• [What is required] Omit every picture and return the rest of the data unaltered.

• [Source material]
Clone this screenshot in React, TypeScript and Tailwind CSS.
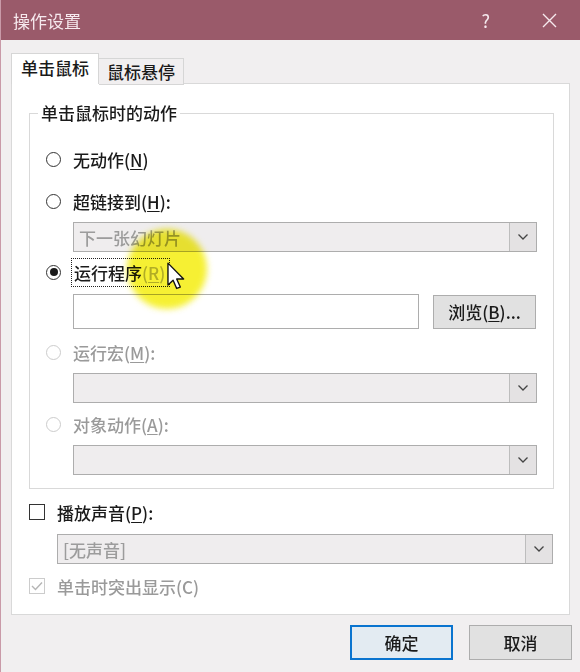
import type { ReactNode } from 'react';

const font = { fontFamily: '"Noto Sans CJK SC", "Noto Sans", sans-serif' };

function Key({ k }: { k: string }) {
  return (
    <>
      (<span className="underline underline-offset-2">{k}</span>)
    </>
  );
}

function Radio({ checked, disabled }: { checked?: boolean; disabled?: boolean }) {
  return (
    <span
      className={`flex h-[15px] w-[15px] shrink-0 items-center justify-center rounded-full border bg-white ${
        disabled ? 'border-[#cccccc]' : 'border-[#333333]'
      }`}
    >
      {checked && <span className="h-[8px] w-[8px] rounded-full bg-[#1a1a1a]" />}
    </span>
  );
}

function RadioRow({
  children,
  checked,
  disabled,
  className = '',
}: {
  children: ReactNode;
  checked?: boolean;
  disabled?: boolean;
  className?: string;
}) {
  return (
    <div className={`flex h-[28px] items-center ${className}`}>
      <Radio checked={checked} disabled={disabled} />
      <span className={`ml-[12px] ${disabled ? 'text-[#9a9a9a]' : 'text-[#1a1a1a]'}`}>{children}</span>
    </div>
  );
}

function Chevron() {
  return (
    <svg width="12" height="8" viewBox="0 0 12 8" fill="none">
      <path d="M1.5 1.5 L6 6 L10.5 1.5" stroke="#444" strokeWidth="1.3" />
    </svg>
  );
}

function Select({ text, className = '' }: { text?: string; className?: string }) {
  return (
    <div className={`flex h-[30px] items-stretch border border-[#adadad] bg-[#efedee] ${className}`}>
      <div className="flex flex-1 items-center px-[5px] text-[#9c9c9c]">{text}</div>
      <div className="flex w-[27px] items-center justify-center border-l border-[#bdbdbd] bg-[#e4e2e3]">
        <Chevron />
      </div>
    </div>
  );
}

export default function App() {
  return (
    <div
      className="relative h-[672px] w-[580px] overflow-hidden border-l border-[#c99aa8] bg-[#f1eff0] text-[17px] font-medium leading-none"
      style={font}
    >
      {/* title bar */}
      <div className="flex h-[40px] items-center bg-[#9a5a6a] pl-[12px] text-[#f6e9ee]">
        <span className="text-[17px] font-normal">操作设置</span>
        <span className="ml-auto mr-[52px] text-[18px] font-normal">?</span>
        <svg className="mr-[23px]" width="15" height="15" viewBox="0 0 15 15">
          <path d="M1 1 L14 14 M14 1 L1 14" stroke="#f6e9ee" strokeWidth="1.4" />
        </svg>
      </div>

      <div className="px-[10px] pt-[13px]">
        {/* tabs */}
        <div className="relative z-10 flex h-[31px] items-end">
          <div className="flex h-[31px] w-[88px] items-center justify-center border border-b-0 border-[#d6d6d6] bg-white pb-[3px] text-[#1a1a1a]">
            单击鼠标
          </div>
          <div className="-mb-px flex h-[27px] w-[85px] items-center justify-center border border-l-0 border-[#d6d6d6] bg-[#f1eff0] text-[#1a1a1a]">
            鼠标悬停
          </div>
        </div>

        {/* panel */}
        <div className="-mt-px h-[532px] border border-[#d9d9d9] bg-white pl-[17px] pr-[15px] pt-[29px]">
          {/* group box */}
          <div className="relative h-[376px] border border-[#d9d9d9] pl-[16px] pr-[16px] pt-[31px]">
            <span className="absolute -top-[10px] left-[8px] bg-white px-[3px] text-[#1a1a1a]">
              单击鼠标时的动作
            </span>

            <RadioRow>
              无动作<Key k="N" />
            </RadioRow>
            <RadioRow className="mt-[14px]">
              超链接到<Key k="H" />:
            </RadioRow>
            <Select text="下一张幻灯片" className="ml-[27px] mt-[7px]" />

            <div className="mt-[6px] flex h-[28px] items-center">
              <Radio checked />
              <span className="ml-[10px] flex h-[29px] items-center border border-dotted border-[#222] pl-[2px] pr-[4px] text-[#1a1a1a]">
                运行程序<span className="text-[#b8b8b8]"><Key k="R" /></span>
              </span>
            </div>
            <div className="ml-[27px] mt-[8px] flex items-center">
              <div className="h-[35px] w-[346px] border border-[#adadad] bg-white" />
              <button className="ml-[14px] flex h-[34px] w-[103px] items-center justify-center border border-[#adadad] bg-[#e1e1e1] text-[#1a1a1a]">
                浏览<Key k="B" />...
              </button>
            </div>

            <RadioRow disabled className="mt-[9px]">
              运行宏<Key k="M" />:
            </RadioRow>
            <Select className="ml-[27px] mt-[7px]" />
            <RadioRow disabled className="mt-[7px]">
              对象动作<Key k="A" />:
            </RadioRow>
            <Select className="ml-[27px] mt-[7px]" />
          </div>

          {/* sound */}
          <div className="mt-[9px] flex h-[28px] items-center">
            <span className="h-[16px] w-[16px] border border-[#333] bg-white" />
            <span className="ml-[12px] text-[#1a1a1a]">
              播放声音<Key k="P" />:
            </span>
          </div>
          <Select text="[无声音]" className="ml-[28px] mt-[8px] w-[496px]" />
          <div className="mt-[8px] flex h-[28px] items-center">
            <span className="flex h-[16px] w-[16px] items-center justify-center border border-[#cccccc] bg-white">
              <svg width="12" height="10" viewBox="0 0 12 10">
                <path d="M1 5 L4.5 8.5 L11 1.5" stroke="#b5b5b5" strokeWidth="1.4" fill="none" />
              </svg>
            </span>
            <span className="ml-[12px] text-[#9a9a9a]">单击时突出显示(C)</span>
          </div>
        </div>
      </div>

      {/* buttons */}
      <div className="mr-[8px] mt-[10px] flex justify-end gap-[16px]">
        <button className="flex h-[35px] w-[103px] items-center justify-center border-2 border-[#0a74cf] bg-[#e3ebf2] text-[#1a1a1a]">
          确定
        </button>
        <button className="flex h-[35px] w-[103px] items-center justify-center border border-[#adadad] bg-[#e1e1e1] text-[#1a1a1a]">
          取消
        </button>
      </div>

      {/* cursor highlight */}
      <div className="pointer-events-none absolute left-[126px] top-[229px] h-[80px] w-[80px] rounded-full bg-[#f5ef1c] opacity-90 mix-blend-multiply blur-[3px]" />
      <svg
        className="pointer-events-none absolute left-[166px] top-[262px]"
        width="18"
        height="28"
        viewBox="0 0 13 20"
      >
        <path
          d="M0.7 0.7 L0.7 16.5 L4.4 13 L7 19 L9.6 18 L7 12.2 L12 12.2 Z"
          fill="white"
          stroke="#111"
          strokeWidth="1"
          strokeLinejoin="round"
        />
      </svg>
    </div>
  );
}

• [Solution to this exercise]
Clone this screenshot in React, TypeScript and Tailwind CSS.
import type { ReactNode } from 'react';

const font = { fontFamily: '"Noto Sans CJK SC", "Noto Sans", sans-serif' };

function Key({ k }: { k: string }) {
  return (
    <>
      (<span className="underline underline-offset-2">{k}</span>)
    </>
  );
}

function Radio({ checked, disabled }: { checked?: boolean; disabled?: boolean }) {
  return (
    <span
      className={`flex h-[15px] w-[15px] shrink-0 items-center justify-center rounded-full border bg-white ${
        disabled ? 'border-[#cccccc]' : 'border-[#333333]'
      }`}
    >
      {checked && <span className="h-[8px] w-[8px] rounded-full bg-[#1a1a1a]" />}
    </span>
  );
}

function RadioRow({
  children,
  checked,
  disabled,
  className = '',
}: {
  children: ReactNode;
  checked?: boolean;
  disabled?: boolean;
  className?: string;
}) {
  return (
    <div className={`flex h-[28px] items-center ${className}`}>
      <Radio checked={checked} disabled={disabled} />
      <span className={`ml-[12px] ${disabled ? 'text-[#9a9a9a]' : 'text-[#1a1a1a]'}`}>{children}</span>
    </div>
  );
}

function Chevron() {
  return (
    <svg width="12" height="8" viewBox="0 0 12 8" fill="none">
      <path d="M1.5 1.5 L6 6 L10.5 1.5" stroke="#444" strokeWidth="1.3" />
    </svg>
  );
}

function Select({ text, className = '' }: { text?: string; className?: string }) {
  return (
    <div className={`flex h-[30px] items-stretch border border-[#adadad] bg-[#efedee] ${className}`}>
      <div className="flex flex-1 items-center px-[5px] text-[#9c9c9c]">{text}</div>
      <div className="flex w-[27px] items-center justify-center border-l border-[#bdbdbd] bg-[#e4e2e3]">
        <Chevron />
      </div>
    </div>
  );
}

export default function App() {
  return (
    <div
      className="relative h-[672px] w-[580px] overflow-hidden border-l border-[#c99aa8] bg-[#f1eff0] text-[17px] font-medium leading-none"
      style={font}
    >
      {/* title bar */}
      <div className="flex h-[40px] items-center bg-[#9a5a6a] pl-[12px] text-[#f6e9ee]">
        <span className="text-[17px] font-normal">操作设置</span>
        <span className="ml-auto mr-[52px] text-[18px] font-normal">?</span>
        <svg className="mr-[23px]" width="15" height="15" viewBox="0 0 15 15">
          <path d="M1 1 L14 14 M14 1 L1 14" stroke="#f6e9ee" strokeWidth="1.4" />
        </svg>
      </div>

      <div className="px-[10px] pt-[13px]">
        {/* tabs */}
        <div className="relative z-10 flex h-[31px] items-end">
          <div className="flex h-[31px] w-[88px] items-center justify-center border border-b-0 border-[#d6d6d6] bg-white pb-[3px] text-[#1a1a1a]">
            单击鼠标
          </div>
          <div className="-mb-px flex h-[27px] w-[85px] items-center justify-center border border-l-0 border-[#d6d6d6] bg-[#f1eff0] text-[#1a1a1a]">
            鼠标悬停
          </div>
        </div>

        {/* panel */}
        <div className="-mt-px h-[532px] border border-[#d9d9d9] bg-white pl-[17px] pr-[15px] pt-[29px]">
          {/* group box */}
          <div className="relative h-[376px] border border-[#d9d9d9] pl-[16px] pr-[16px] pt-[31px]">
            <span className="absolute -top-[10px] left-[8px] bg-white px-[3px] text-[#1a1a1a]">
              单击鼠标时的动作
            </span>

            <RadioRow>
              无动作<Key k="N" />
            </RadioRow>
            <RadioRow className="mt-[14px]">
              超链接到<Key k="H" />:
            </RadioRow>
            <Select text="下一张幻灯片" className="ml-[27px] mt-[7px]" />

            <div className="mt-[6px] flex h-[28px] items-center">
              <Radio checked />
              <span className="ml-[10px] flex h-[29px] items-center border border-dotted border-[#222] pl-[2px] pr-[4px] text-[#1a1a1a]">
                运行程序<span className="text-[#b8b8b8]"><Key k="R" /></span>
              </span>
            </div>
            <div className="ml-[27px] mt-[8px] flex items-center">
              <div className="h-[35px] w-[346px] border border-[#adadad] bg-white" />
              <button className="ml-[14px] flex h-[34px] w-[103px] items-center justify-center border border-[#adadad] bg-[#e1e1e1] text-[#1a1a1a]">
                浏览<Key k="B" />...
              </button>
            </div>

            <RadioRow disabled className="mt-[9px]">
              运行宏<Key k="M" />:
            </RadioRow>
            <Select className="ml-[27px] mt-[7px]" />
            <RadioRow disabled className="mt-[7px]">
              对象动作<Key k="A" />:
            </RadioRow>
            <Select className="ml-[27px] mt-[7px]" />
          </div>

          {/* sound */}
          <div className="mt-[9px] flex h-[28px] items-center">
            <span className="h-[16px] w-[16px] border border-[#333] bg-white" />
            <span className="ml-[12px] text-[#1a1a1a]">
              播放声音<Key k="P" />:
            </span>
          </div>
          <Select text="[无声音]" className="ml-[28px] mt-[8px] w-[496px]" />
          <div className="mt-[8px] flex h-[28px] items-center">
            <span className="flex h-[16px] w-[16px] items-center justify-center border border-[#cccccc] bg-white">
              <svg width="12" height="10" viewBox="0 0 12 10">
                <path d="M1 5 L4.5 8.5 L11 1.5" stroke="#b5b5b5" strokeWidth="1.4" fill="none" />
              </svg>
            </span>
            <span className="ml-[12px] text-[#9a9a9a]">单击时突出显示(C)</span>
          </div>
        </div>
      </div>

      {/* buttons */}
      <div className="mr-[8px] mt-[10px] flex justify-end gap-[16px]">
        <button className="flex h-[35px] w-[103px] items-center justify-center border-2 border-[#0a74cf] bg-[#e3ebf2] text-[#1a1a1a]">
          确定
        </button>
        <button className="flex h-[35px] w-[103px] items-center justify-center border border-[#adadad] bg-[#e1e1e1] text-[#1a1a1a]">
          取消
        </button>
      </div>

      {/* cursor highlight */}
      <div className="pointer-events-none absolute left-[126px] top-[229px] h-[80px] w-[80px] rounded-full bg-[#f5ef1c] opacity-90 mix-blend-multiply blur-[3px]" />
      <svg
        className="pointer-events-none absolute left-[166px] top-[262px]"
        width="18"
        height="28"
        viewBox="0 0 13 20"
      >
        <path
          d="M0.7 0.7 L0.7 16.5 L4.4 13 L7 19 L9.6 18 L7 12.2 L12 12.2 Z"
          fill="white"
          stroke="#111"
          strokeWidth="1"
          strokeLinejoin="round"
        />
      </svg>
    </div>
  );
}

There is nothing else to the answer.